Dataframe containing the variables to be checked for outliers.

vars

Character vector of variable names to check for outliers. Default is NULL, which selects all numeric columns.

method

Character indicating the method for outlier detection. Options are "zscore", "mod_zscore", and "iqr_method". Default is NULL, which applies all methods.

zscore_threshold

Numeric value for Z-Score threshold. Default is 3.

mod_zscore_threshold

Numeric value for Modified Z-Score threshold. Default is 3.5.

iqr_k_value

Numeric value for IQR multiplier. Default is 1.5.

treat_method

Character indicating how to treat outliers. Options are "none", "remove", "mean", "median", "grouped_mean", and "quantile". Default is "none".

grouping_vars

Character vector of grouping variables for "grouped_mean". Required only if treat_method is "grouped_mean".

report_mode

Logical, if TRUE, the function returns a summary report and a plot. Default is FALSE.

Value

If report_mode is TRUE, a list containing a summary dataframe and a ggplot object.

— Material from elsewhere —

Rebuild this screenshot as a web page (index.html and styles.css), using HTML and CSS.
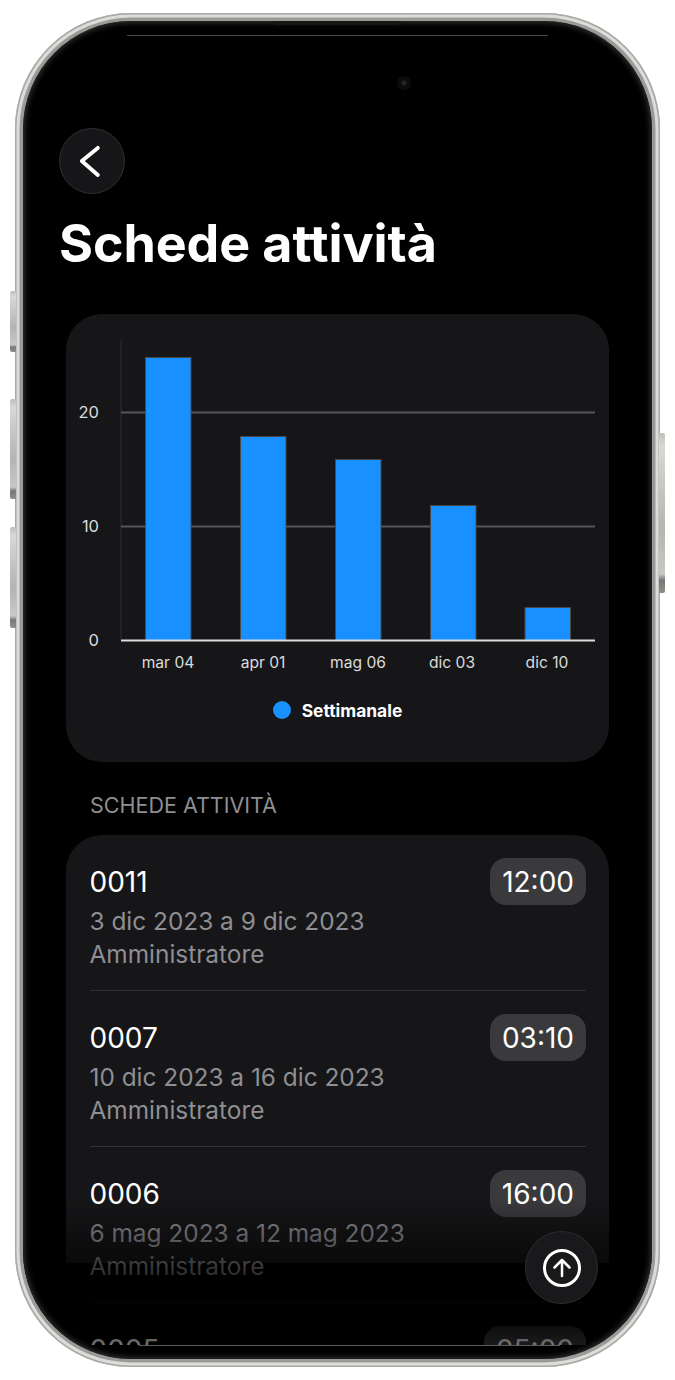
FILE: index.html
```html
<!DOCTYPE html>
<html lang="it">
<head>
<meta charset="utf-8">
<title>Schede attività</title>
<link rel="stylesheet" href="styles.css">
</head>
<body>
<div class="phone">
  <span class="side side-a"></span>
  <span class="side side-b"></span>
  <span class="side side-c"></span>
  <span class="side side-d"></span>
  <div class="screen">
    <span class="notch"></span>
    <span class="top-line"></span>
    <span class="camera"></span>
    <main class="content">
      <button class="back" aria-label="Indietro">
        <svg class="back-icon" viewBox="0 0 66 66"><path d="M39 19.5 22.500 33 39 47.500"/></svg>
      </button>
      <h1 class="title">Schede attività</h1>
      <section class="card chart-card">
        <svg class="chart" viewBox="0 0 543 384">
          <line class="axis-y" x1="55" y1="26" x2="55" y2="326"/>
          <line class="grid" x1="55" y1="98.500" x2="529" y2="98.500"/>
          <line class="grid" x1="55" y1="212.500" x2="529" y2="212.500"/>
          <rect class="bar" x="79.500" y="43.500" width="45.500" height="283"/>
          <rect class="bar" x="174.500" y="122.500" width="45.500" height="204"/>
          <rect class="bar" x="269.500" y="145.500" width="45.500" height="181"/>
          <rect class="bar" x="364.500" y="191.500" width="45.500" height="135"/>
          <rect class="bar" x="459" y="293.500" width="45.500" height="33"/>
          <line class="baseline" x1="55" y1="326.500" x2="529" y2="326.500"/>
          <text class="tick-y end" x="33" y="104">20</text>
          <text class="tick-y end" x="33" y="218">10</text>
          <text class="tick-y end" x="33" y="332">0</text>
          <text class="tick mid" x="102" y="354">mar 04</text>
          <text class="tick mid" x="197" y="354">apr 01</text>
          <text class="tick mid" x="292" y="354">mag 06</text>
          <text class="tick mid" x="386" y="354">dic 03</text>
          <text class="tick mid" x="481" y="354">dic 10</text>
        </svg>
        <div class="legend"><span class="dot"></span><span class="legend-text">Settimanale</span></div>
      </section>
      <h2 class="section-label">SCHEDE ATTIVITÀ</h2>
      <section class="card list-card">
        <article class="row">
          <div class="row-text"><div class="num">0011</div><div class="sub">3 dic 2023 a 9 dic 2023</div><div class="sub">Amministratore</div></div>
          <span class="badge">12:00</span>
        </article>
        <article class="row">
          <div class="row-text"><div class="num">0007</div><div class="sub">10 dic 2023 a 16 dic 2023</div><div class="sub">Amministratore</div></div>
          <span class="badge">03:10</span>
        </article>
        <article class="row">
          <div class="row-text"><div class="num">0006</div><div class="sub">6 mag 2023 a 12 mag 2023</div><div class="sub">Amministratore</div></div>
          <span class="badge">16:00</span>
        </article>
        <article class="row">
          <div class="row-text"><div class="num">0005</div></div>
          <span class="badge">05:00</span>
        </article>
      </section>
      <div class="fade"></div>
      <button class="up" aria-label="Torna su">
        <svg class="up-icon" viewBox="0 0 40 40"><circle class="up-ring" cx="20" cy="20" r="17.500"/><path class="up-arrow" d="M20 28V12.500M12.500 19.500 20 12 27.500 19.500"/></svg>
      </button>
    </main>
    <span class="bottom-line"></span>
  </div>
</div>
</body>
</html>
```
FILE: styles.css
```css
* { box-sizing: border-box; }
html, body { margin: 0; padding: 0; background: #fff; }
body { font-family: Inter, "Noto Sans", sans-serif; color: #fff; height: 1380px; overflow: hidden; }

.phone {
  position: relative;
  width: 645px;
  height: 1354px;
  margin: 13px 0 0 15px;
  padding: 8px;
  border-radius: 116px;
  background: #9a9a98;
  box-shadow: inset 0 0 0 1.5px #a8a8a6, inset 0 0 0 4.5px #dcdcd8;
}
.side { position: absolute; width: 6px; background: linear-gradient(#bdbdba, #d8d8d4 8%, #b4b4b2 60%, #c8c8c5 88%, #777 92%, #8f8f8d); border-radius: 2px 0 0 2px; }
.side-a { left: -5px; top: 278px; height: 61px; }
.side-b { left: -5px; top: 386px; height: 100px; }
.side-c { left: -5px; top: 514px; height: 101px; }
.side-d { right: -5px; top: 420px; height: 160px; border-radius: 0 2px 2px 0; }

.screen {
  position: relative;
  height: 100%;
  border-radius: 108px;
  background: #000;
  overflow: hidden;
}
.screen::after {
  content: "";
  position: absolute;
  inset: 0;
  border-radius: 108px;
  box-shadow: inset 0 0 6px 1px #3c3c3c;
  pointer-events: none;
}
.notch { position: absolute; left: 251px; top: 0; width: 127px; height: 4px; background: #161616; border-radius: 0 0 4px 4px; z-index: 2; }
.top-line { position: absolute; left: 104px; top: 13.500px; width: 421px; height: 1.500px; background: #484848; z-index: 2; }
.bottom-line { position: absolute; left: 116px; top: 1323.500px; width: 421px; height: 1.500px; background: #5c5c5c; }
.camera { position: absolute; left: 374px; top: 55px; width: 14px; height: 14px; border-radius: 50%; background: radial-gradient(circle, #242424 0 2px, #0c0c0c 3px 7px); z-index: 2; }

.content {
  position: relative;
  height: 1324px;
  padding-top: 107px;
  overflow: hidden;
}
.back {
  display: block;
  width: 66px;
  height: 66px;
  margin: 0 0 0 36px;
  padding: 0;
  border: 1px solid #303032;
  border-radius: 50%;
  background: #161618;
}
.back-icon { display: block; width: 64px; height: 64px; fill: none; stroke: #fff; stroke-width: 4; stroke-linecap: round; stroke-linejoin: round; }
.title {
  margin: 18px 0 -1px 36px;
  font-size: 52px;
  line-height: 64px;
  font-weight: 700;
  letter-spacing: -0.1px;
}
.card { margin: 0 43px; background: #161618; border-radius: 36px; }
.chart-card { margin-top: 39px; height: 448px; }
.chart { display: block; width: 543px; height: 384px; }
.axis-y { stroke: #2e2e30; stroke-width: 1; }
.grid { stroke: #565658; stroke-width: 2; }
.baseline { stroke: #dcdcdc; stroke-width: 2; }
.bar { fill: #1890ff; stroke: #48484a; stroke-width: 1; }
.tick { font-family: Inter, sans-serif; font-size: 15.6px; fill: #dcdcdc; }
.tick-y { font-family: Inter, sans-serif; font-size: 16.5px; fill: #dcdcdc; }
.end { text-anchor: end; }
.mid { text-anchor: middle; }
.legend { display: flex; align-items: center; justify-content: center; gap: 11px; height: 24px; }
.dot { width: 18px; height: 18px; border-radius: 50%; background: #1890ff; }
.legend-text { font-size: 17.4px; font-weight: 700; }
.section-label {
  margin: 31px 0 18px 67px;
  font-size: 21.5px;
  line-height: 24px;
  font-weight: 400;
  color: #8e8e93;
}
.list-card {
  height: 700px;
  background: linear-gradient(#161618 0 428px, transparent 428px);
  padding: 0 23px 0 23.500px;
}
.row {
  display: flex;
  justify-content: space-between;
  align-items: flex-start;
  height: 156px;
  padding-top: 23px;
  border-bottom: 1px solid #323234;
}
.row-text { min-width: 0; }
.num { font-size: 28px; line-height: 48px; height: 47px; }
.sub { font-size: 24.4px; line-height: 33px; color: #8e8e93; }
.badge {
  display: block;
  height: 47px;
  padding: 0 12px;
  border-radius: 16px;
  background: #3a3a3c;
  font-size: 28px;
  line-height: 48px;
}
.fade {
  position: absolute;
  left: 0;
  right: 0;
  bottom: 0;
  height: 145px;
  background: linear-gradient(rgba(0,0,0,0) 0, rgba(0,0,0,.6) 45%, rgba(0,0,0,.96) 75%, rgba(0,0,0,.55) 100%);
  pointer-events: none;
}
.up {
  position: absolute;
  left: 502px;
  top: 1210px;
  width: 73px;
  height: 73px;
  padding: 0;
  display: flex;
  align-items: center;
  justify-content: center;
  border: 1px solid #2e2e30;
  border-radius: 50%;
  background: #19191b;
}
.up-icon { width: 40px; height: 40px; fill: none; stroke: #fff; stroke-linecap: round; stroke-linejoin: round; }
.up-ring { stroke-width: 3; }
.up-arrow { stroke-width: 2.500; }
```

Otherwise, a dataframe with outliers treated according to treat_method.

Examples


# get path
path <- system.file(
        "extdata",
        "fake_epi_df_togo.rds",
         package = "epiCleanr")

fake_epi_df_togo <- import(path)

variables <- c("malaria_tests", "malaria_cases",
                 "cholera_tests", "cholera_cases")
result <- handle_outliers(fake_epi_df_togo, vars = variables,
               method = "zscore", report_mode = TRUE)

print(result$report)
#> # A tibble: 4 × 4
#>   variable      test    outliers prop_outliers
#>   <chr>         <chr>   <glue>   <chr>        
#> 1 malaria_tests Z-Score 3/900    <1%          
#> 2 malaria_cases Z-Score 5/900    <1%          
#> 3 cholera_tests Z-Score 1/900    <1%          
#> 4 cholera_cases Z-Score 2/900    <1%          

print(result$plot)